The prediction process:
- Starts with the constant term as the baseline value
- Adds the influence of past observations (AR component)
- Adds the influence of past prediction errors (MA component)
This is useful when you need just one prediction rather than a whole series. For example, if you want to predict tomorrow's temperature specifically, rather than temperatures for the next week.
SerializeCore(BinaryWriter)
Serializes the model's state to a binary stream.
protected override void SerializeCore(BinaryWriter writer)
Parameters
writerBinaryWriterThe binary writer to write to.
Remarks
For Beginners: This private method saves the model's internal state to a file or stream.
Serialization allows you to:
- Save a trained model to disk
- Load it later without having to retrain
- Share the model with others
The method saves all the essential parameters: the p, d, q values, the constant term, and the AR and MA coefficients.
SetAnomalyThreshold(T)
Sets a custom anomaly detection threshold.
public void SetAnomalyThreshold(T threshold)
Parameters
thresholdTThe new threshold value.
Remarks
For Beginners: If the automatic threshold is flagging too many or too few anomalies, you can set your own.

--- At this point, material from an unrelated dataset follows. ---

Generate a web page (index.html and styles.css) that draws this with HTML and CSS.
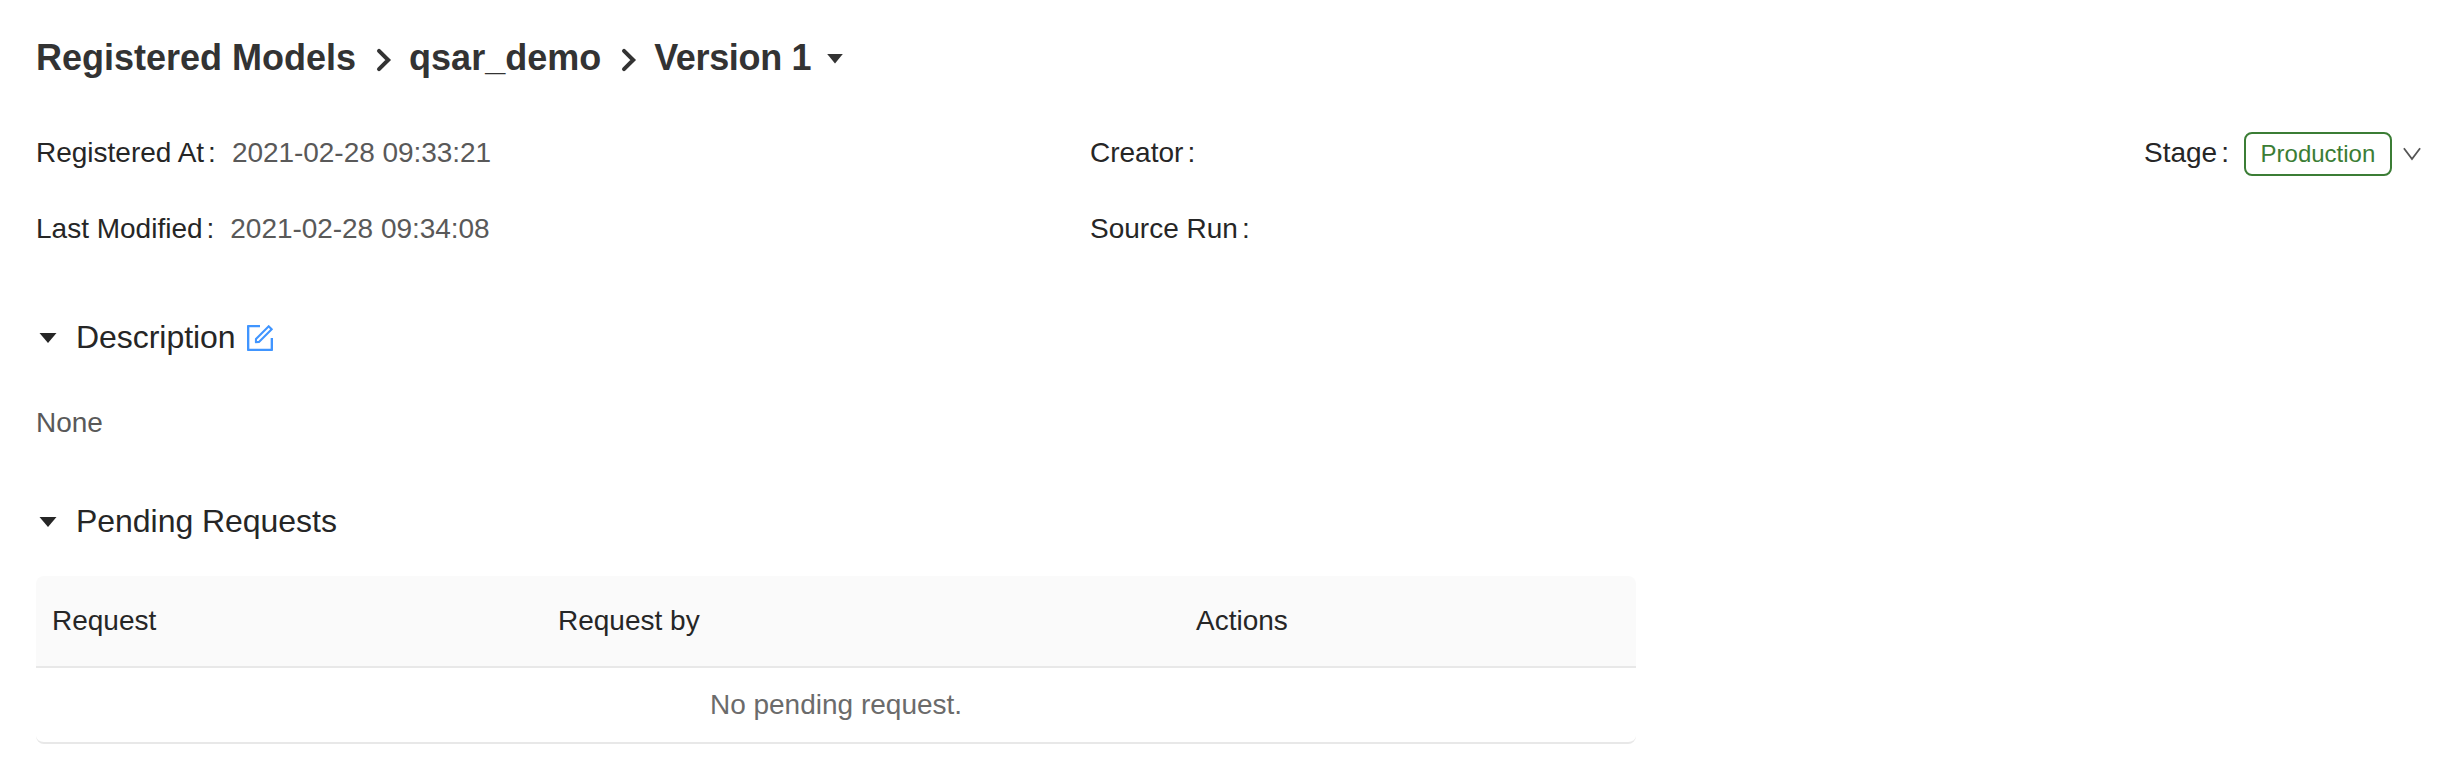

A higher threshold means fewer anomalies will be detected (only more extreme values). A lower threshold means more anomalies will be detected.
TrainCore(Matrix<T>, Vector<T>)
Core implementation of the training logic for the ARIMA model.
protected override void TrainCore(Matrix<T> x, Vector<T> y)
Parameters
xMatrix<T>Feature matrix (typically just time indices for ARIMA models).
yVector<T>Target vector (the time series values to be modeled).
Remarks
For Beginners: This method contains the core implementation of the training process. It:
- Differences the data to remove trends (the "I" in ARIMA)
- Estimates the AR coefficients that capture how past values affect future values
- Calculates residuals and uses them to estimate the MA coefficients
- Estimates the constant term that serves as the baseline prediction
This implementation follows the same process as the public Train method but provides the actual mechanism that fits the model to your data.